May 7, 2004 12:02 PM, by Wayne Wenzel

Add another state to the list of places where land prices are making it more expensive to farm. A new publication shows how the price of prime corn and soybean ground continues to climb in Minnesota.

The state's median price for farmland increased from $1,500 per acre in 2002 to $1,519 in 2003. Although the median price didn’t change much, prices on the high end increased substantially. Lower prices on marginal ground helped hold down the average, but a substantial number of sales occurred at $2,000 per acre or above, with a few sales occurring above $3,500 an acre. Steve Taff, economist with the University of Minnesota Extension Service, points out that in addition to competing with one another, farmers increasingly find themselves bidding against investors and developers.

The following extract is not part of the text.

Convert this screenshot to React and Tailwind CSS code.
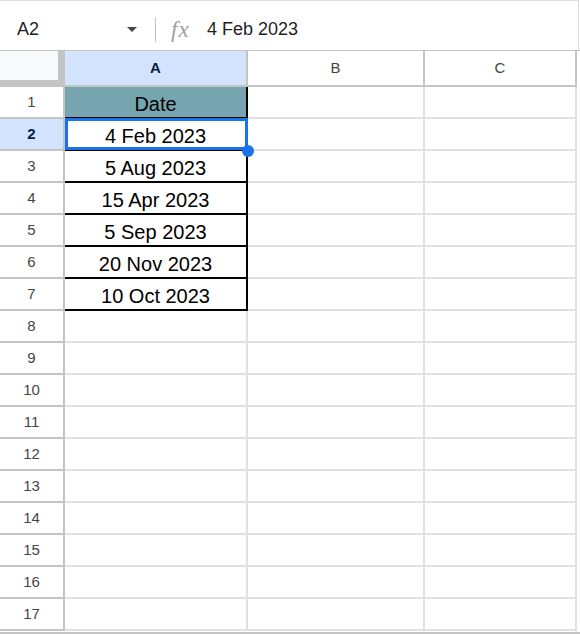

Taff is the author of the annual Minnesota farmland and timberland sales price report, and the 2003 version is available at the Minnesota Land Economics Web site at www.apec.umn.edu/landeconomics. The Web site permits users to examine individual sales or averages over any combination of cities, townships or counties. There's also a section that factors in farmland productivity.

“We now have 35,855 sales in the database,” Taff says, “stretching from 1990 until last fall. The story doesn't change much from year to year. Average prices are still increasing throughout the state, substantially in some areas.”